__Objective__
Select each line where the word "Write" appears.

__Information supplied__
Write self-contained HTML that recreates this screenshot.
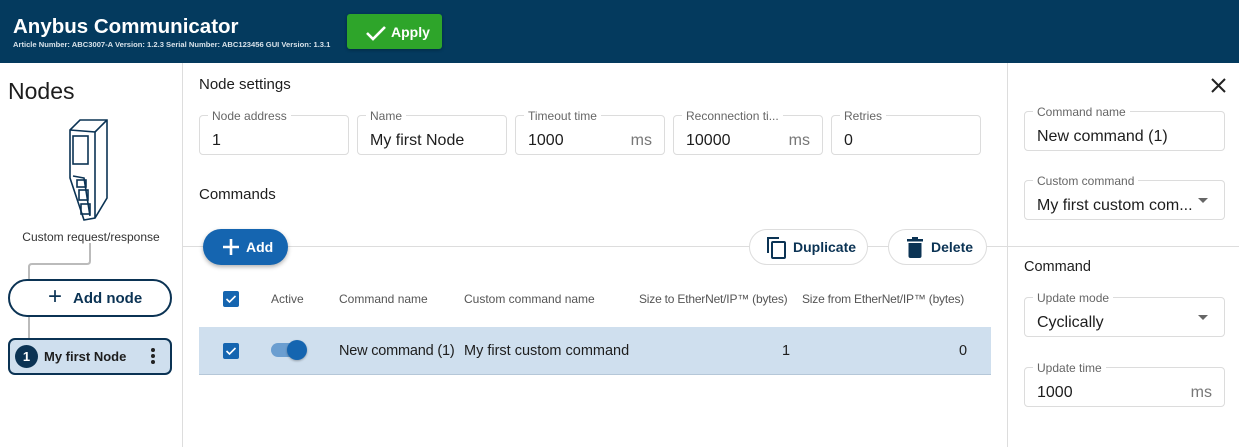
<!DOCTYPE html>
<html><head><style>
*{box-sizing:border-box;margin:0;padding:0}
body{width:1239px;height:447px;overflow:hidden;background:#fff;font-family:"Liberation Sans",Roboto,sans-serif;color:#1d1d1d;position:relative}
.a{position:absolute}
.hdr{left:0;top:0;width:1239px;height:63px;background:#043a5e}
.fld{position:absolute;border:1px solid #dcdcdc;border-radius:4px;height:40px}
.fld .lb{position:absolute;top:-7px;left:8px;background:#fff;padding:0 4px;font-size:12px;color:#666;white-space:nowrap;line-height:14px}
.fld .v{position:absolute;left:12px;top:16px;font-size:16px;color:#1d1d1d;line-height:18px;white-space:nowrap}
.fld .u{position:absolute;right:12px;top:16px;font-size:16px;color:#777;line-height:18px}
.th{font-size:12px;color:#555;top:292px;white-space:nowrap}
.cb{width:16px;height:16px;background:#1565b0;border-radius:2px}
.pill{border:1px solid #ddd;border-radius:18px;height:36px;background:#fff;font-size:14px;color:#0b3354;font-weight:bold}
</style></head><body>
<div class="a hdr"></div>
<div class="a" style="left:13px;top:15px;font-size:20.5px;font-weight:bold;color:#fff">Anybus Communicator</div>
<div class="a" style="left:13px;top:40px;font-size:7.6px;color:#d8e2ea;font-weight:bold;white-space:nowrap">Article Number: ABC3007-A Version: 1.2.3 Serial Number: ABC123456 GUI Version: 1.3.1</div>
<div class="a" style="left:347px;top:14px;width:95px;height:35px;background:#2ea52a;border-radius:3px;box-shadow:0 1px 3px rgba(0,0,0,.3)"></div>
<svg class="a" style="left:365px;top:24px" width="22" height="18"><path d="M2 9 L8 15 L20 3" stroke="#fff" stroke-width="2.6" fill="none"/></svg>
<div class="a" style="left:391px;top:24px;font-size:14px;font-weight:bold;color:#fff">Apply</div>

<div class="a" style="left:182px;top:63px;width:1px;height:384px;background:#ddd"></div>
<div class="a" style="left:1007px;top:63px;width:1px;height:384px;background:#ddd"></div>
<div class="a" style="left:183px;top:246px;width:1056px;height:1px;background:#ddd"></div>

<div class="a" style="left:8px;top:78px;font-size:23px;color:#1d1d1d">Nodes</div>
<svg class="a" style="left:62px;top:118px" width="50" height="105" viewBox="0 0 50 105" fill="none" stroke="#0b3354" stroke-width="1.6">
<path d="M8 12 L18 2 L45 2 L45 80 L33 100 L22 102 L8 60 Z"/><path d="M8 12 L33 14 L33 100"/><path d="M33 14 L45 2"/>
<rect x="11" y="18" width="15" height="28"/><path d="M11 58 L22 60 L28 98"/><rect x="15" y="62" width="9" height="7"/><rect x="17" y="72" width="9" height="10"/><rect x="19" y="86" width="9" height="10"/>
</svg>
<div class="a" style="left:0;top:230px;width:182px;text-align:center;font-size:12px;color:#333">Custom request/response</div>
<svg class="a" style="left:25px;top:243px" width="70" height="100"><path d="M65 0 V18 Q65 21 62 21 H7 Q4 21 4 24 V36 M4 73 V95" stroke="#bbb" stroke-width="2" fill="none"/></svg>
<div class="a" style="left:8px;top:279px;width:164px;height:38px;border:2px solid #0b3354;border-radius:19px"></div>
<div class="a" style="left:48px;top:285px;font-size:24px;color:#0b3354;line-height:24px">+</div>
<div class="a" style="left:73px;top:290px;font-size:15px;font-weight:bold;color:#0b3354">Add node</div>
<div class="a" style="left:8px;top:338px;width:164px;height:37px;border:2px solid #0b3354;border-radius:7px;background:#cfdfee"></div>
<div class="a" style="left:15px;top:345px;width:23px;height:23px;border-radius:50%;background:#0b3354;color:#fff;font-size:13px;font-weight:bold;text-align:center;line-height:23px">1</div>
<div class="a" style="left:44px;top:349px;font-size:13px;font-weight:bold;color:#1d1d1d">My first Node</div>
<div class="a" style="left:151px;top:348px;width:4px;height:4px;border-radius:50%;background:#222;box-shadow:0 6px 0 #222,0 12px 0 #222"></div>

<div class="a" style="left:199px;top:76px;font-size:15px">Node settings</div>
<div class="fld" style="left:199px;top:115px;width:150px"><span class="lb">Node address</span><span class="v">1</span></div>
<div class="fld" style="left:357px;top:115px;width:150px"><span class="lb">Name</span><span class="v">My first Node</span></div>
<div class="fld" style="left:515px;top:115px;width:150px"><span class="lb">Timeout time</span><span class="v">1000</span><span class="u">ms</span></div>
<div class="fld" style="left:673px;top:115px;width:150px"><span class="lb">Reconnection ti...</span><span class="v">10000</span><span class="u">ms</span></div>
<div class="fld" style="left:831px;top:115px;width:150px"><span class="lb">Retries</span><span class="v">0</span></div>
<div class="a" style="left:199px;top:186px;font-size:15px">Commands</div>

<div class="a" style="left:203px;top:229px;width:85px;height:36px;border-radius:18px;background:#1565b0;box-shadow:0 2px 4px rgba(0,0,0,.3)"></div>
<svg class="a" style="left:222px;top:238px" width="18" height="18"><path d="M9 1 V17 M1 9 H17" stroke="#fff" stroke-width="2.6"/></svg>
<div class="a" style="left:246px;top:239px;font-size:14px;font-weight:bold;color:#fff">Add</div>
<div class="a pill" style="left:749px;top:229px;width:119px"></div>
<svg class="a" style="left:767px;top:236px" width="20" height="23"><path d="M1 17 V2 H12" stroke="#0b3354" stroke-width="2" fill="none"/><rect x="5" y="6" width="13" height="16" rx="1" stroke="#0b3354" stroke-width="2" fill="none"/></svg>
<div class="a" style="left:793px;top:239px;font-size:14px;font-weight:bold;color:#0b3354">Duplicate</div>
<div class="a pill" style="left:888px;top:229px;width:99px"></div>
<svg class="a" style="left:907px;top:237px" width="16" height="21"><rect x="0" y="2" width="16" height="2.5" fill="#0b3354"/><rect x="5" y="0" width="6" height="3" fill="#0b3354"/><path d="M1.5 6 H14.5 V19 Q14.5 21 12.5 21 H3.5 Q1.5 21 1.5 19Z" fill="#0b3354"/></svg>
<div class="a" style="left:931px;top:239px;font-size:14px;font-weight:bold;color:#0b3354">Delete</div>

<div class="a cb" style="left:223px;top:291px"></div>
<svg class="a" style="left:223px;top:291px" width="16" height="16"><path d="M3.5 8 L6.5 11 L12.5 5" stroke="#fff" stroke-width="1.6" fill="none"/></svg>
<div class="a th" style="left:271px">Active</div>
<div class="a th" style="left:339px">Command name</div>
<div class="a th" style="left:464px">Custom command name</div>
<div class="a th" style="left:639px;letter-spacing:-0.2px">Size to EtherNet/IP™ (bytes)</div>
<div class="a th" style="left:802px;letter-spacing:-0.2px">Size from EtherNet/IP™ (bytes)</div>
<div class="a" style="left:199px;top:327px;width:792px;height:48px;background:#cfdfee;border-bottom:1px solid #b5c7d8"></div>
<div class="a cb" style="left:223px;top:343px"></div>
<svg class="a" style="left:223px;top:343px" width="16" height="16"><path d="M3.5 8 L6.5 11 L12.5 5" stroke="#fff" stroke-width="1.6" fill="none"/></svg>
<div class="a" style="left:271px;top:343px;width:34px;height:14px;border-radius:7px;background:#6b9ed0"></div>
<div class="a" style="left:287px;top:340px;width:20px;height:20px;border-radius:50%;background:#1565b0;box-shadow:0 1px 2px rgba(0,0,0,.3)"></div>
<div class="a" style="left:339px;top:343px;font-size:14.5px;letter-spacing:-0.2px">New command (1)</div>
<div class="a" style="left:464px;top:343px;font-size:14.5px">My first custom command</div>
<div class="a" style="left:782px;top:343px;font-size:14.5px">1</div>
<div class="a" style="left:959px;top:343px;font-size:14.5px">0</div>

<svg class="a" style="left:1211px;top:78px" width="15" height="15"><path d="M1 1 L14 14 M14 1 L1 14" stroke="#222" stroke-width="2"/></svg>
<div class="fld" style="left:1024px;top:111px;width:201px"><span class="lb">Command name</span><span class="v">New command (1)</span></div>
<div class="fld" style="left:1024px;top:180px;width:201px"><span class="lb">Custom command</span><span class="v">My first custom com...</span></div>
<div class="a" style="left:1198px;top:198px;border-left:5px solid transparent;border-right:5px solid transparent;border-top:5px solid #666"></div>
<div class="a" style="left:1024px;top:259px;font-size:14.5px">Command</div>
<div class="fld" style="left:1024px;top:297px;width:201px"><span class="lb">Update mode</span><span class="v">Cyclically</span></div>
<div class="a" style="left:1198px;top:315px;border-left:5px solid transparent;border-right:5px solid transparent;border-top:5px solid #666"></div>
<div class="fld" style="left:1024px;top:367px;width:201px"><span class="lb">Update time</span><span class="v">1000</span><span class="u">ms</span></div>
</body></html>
---
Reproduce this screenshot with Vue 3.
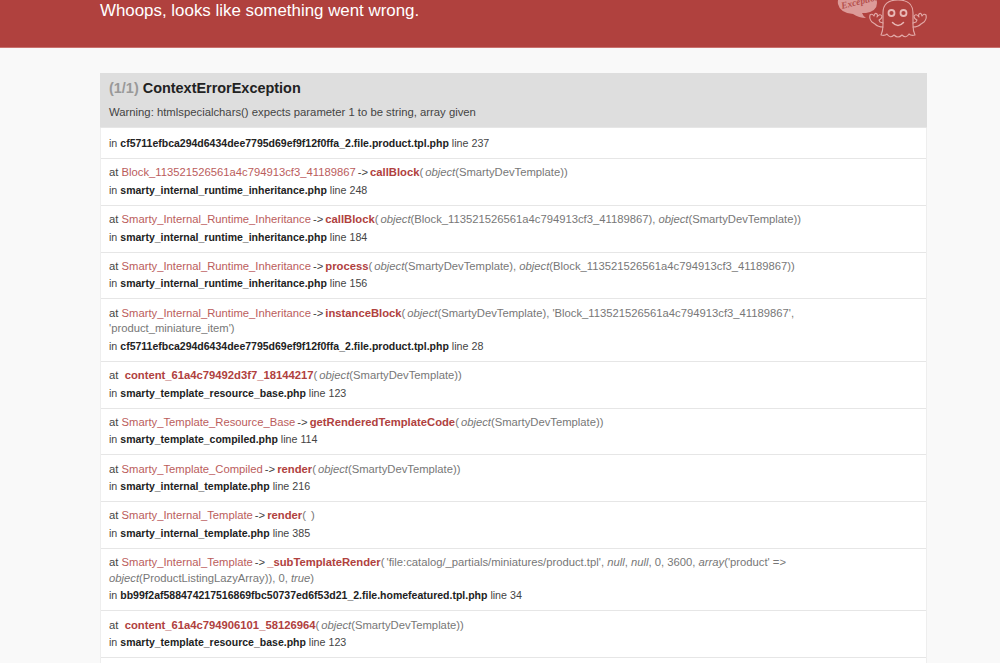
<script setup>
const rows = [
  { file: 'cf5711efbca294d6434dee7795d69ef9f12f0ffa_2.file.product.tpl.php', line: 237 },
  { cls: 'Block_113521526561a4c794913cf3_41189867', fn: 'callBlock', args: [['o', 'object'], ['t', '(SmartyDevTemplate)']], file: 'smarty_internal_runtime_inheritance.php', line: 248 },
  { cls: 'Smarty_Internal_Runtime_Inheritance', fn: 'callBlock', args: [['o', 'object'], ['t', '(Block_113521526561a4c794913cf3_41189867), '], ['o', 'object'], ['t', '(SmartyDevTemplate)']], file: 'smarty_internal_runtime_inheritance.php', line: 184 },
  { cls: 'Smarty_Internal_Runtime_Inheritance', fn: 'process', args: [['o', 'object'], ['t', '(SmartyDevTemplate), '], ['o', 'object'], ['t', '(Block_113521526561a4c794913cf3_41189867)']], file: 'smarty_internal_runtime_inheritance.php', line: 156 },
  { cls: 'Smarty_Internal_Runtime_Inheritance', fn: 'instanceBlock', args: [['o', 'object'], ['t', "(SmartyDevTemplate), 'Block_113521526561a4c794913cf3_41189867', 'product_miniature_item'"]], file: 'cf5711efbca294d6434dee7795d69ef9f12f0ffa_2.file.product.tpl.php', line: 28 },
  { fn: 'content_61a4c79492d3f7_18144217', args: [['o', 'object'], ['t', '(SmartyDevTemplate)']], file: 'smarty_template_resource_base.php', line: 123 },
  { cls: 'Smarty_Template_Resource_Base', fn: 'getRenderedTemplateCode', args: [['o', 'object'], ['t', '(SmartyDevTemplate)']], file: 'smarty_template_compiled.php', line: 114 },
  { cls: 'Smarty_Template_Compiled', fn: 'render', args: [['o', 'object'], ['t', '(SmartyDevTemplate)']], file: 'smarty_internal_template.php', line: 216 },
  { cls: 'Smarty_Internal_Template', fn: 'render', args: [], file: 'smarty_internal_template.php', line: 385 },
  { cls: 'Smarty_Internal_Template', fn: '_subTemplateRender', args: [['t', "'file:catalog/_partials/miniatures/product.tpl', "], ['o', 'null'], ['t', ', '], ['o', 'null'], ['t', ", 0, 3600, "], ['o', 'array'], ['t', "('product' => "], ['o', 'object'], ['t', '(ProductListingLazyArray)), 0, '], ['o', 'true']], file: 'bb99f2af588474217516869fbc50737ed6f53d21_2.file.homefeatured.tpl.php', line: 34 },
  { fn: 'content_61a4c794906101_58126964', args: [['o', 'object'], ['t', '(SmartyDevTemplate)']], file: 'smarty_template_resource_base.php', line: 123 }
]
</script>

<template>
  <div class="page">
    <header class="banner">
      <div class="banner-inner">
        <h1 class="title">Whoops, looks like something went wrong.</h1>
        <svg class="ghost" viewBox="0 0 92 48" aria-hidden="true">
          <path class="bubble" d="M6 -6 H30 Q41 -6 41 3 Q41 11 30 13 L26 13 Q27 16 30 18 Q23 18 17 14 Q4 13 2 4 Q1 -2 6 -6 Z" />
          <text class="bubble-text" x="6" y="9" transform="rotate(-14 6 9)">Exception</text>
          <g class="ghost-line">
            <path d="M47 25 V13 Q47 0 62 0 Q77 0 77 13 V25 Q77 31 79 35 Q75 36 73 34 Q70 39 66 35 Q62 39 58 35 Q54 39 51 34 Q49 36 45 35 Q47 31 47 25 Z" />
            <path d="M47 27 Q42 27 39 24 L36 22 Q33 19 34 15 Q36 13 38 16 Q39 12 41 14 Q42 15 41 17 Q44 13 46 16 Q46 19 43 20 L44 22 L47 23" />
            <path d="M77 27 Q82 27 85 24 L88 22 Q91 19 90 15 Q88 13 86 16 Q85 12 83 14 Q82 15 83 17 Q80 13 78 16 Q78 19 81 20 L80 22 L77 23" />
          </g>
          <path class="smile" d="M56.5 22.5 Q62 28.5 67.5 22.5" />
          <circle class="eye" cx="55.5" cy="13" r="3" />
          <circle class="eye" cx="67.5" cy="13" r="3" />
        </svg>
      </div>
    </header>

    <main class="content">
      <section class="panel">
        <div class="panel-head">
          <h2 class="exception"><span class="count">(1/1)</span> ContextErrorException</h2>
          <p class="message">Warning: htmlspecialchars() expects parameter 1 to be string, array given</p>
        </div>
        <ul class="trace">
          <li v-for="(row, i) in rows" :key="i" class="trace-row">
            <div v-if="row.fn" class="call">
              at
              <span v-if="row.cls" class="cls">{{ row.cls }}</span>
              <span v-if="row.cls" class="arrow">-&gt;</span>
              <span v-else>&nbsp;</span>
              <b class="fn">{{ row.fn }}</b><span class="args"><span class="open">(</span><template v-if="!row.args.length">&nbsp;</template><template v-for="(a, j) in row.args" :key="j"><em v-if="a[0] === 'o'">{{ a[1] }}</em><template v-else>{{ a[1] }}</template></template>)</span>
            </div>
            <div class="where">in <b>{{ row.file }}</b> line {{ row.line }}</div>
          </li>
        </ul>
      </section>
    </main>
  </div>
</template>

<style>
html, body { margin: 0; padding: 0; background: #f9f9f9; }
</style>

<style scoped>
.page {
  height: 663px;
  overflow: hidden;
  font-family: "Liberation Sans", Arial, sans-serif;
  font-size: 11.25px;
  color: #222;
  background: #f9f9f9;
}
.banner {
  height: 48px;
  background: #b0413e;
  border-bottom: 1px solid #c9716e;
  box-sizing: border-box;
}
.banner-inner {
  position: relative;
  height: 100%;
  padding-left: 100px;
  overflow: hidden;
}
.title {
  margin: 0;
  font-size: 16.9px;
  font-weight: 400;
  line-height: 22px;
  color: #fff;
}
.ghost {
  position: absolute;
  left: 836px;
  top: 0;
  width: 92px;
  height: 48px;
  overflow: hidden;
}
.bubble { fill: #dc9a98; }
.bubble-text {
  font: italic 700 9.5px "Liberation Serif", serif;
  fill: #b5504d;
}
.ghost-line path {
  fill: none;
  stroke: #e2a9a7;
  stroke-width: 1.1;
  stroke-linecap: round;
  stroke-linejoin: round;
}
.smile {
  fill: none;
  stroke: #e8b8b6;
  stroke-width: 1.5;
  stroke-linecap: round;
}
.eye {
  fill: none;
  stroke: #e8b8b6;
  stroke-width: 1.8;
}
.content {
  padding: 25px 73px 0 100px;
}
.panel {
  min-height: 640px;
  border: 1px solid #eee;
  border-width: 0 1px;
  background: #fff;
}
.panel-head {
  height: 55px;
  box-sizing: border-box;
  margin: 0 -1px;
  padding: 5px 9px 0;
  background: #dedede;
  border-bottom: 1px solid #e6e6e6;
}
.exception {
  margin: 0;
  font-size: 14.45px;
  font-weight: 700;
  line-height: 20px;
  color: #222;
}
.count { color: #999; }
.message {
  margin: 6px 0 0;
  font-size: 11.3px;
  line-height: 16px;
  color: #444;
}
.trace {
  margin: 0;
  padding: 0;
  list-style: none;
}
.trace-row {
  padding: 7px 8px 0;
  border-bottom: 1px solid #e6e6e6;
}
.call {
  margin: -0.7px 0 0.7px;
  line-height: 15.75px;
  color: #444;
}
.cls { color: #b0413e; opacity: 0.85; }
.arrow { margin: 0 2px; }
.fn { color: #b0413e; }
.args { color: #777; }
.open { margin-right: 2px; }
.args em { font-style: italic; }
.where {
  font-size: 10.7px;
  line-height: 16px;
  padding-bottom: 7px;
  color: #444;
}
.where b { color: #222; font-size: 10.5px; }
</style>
==
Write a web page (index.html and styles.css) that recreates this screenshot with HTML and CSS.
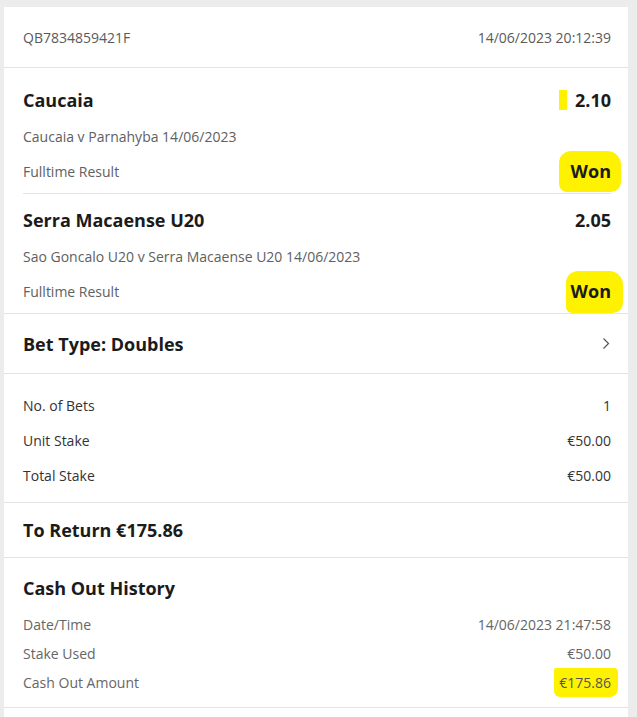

__Right answer__
Write self-contained HTML that recreates this screenshot.
Write a web page (index.html and styles.css) that recreates this screenshot with HTML and CSS.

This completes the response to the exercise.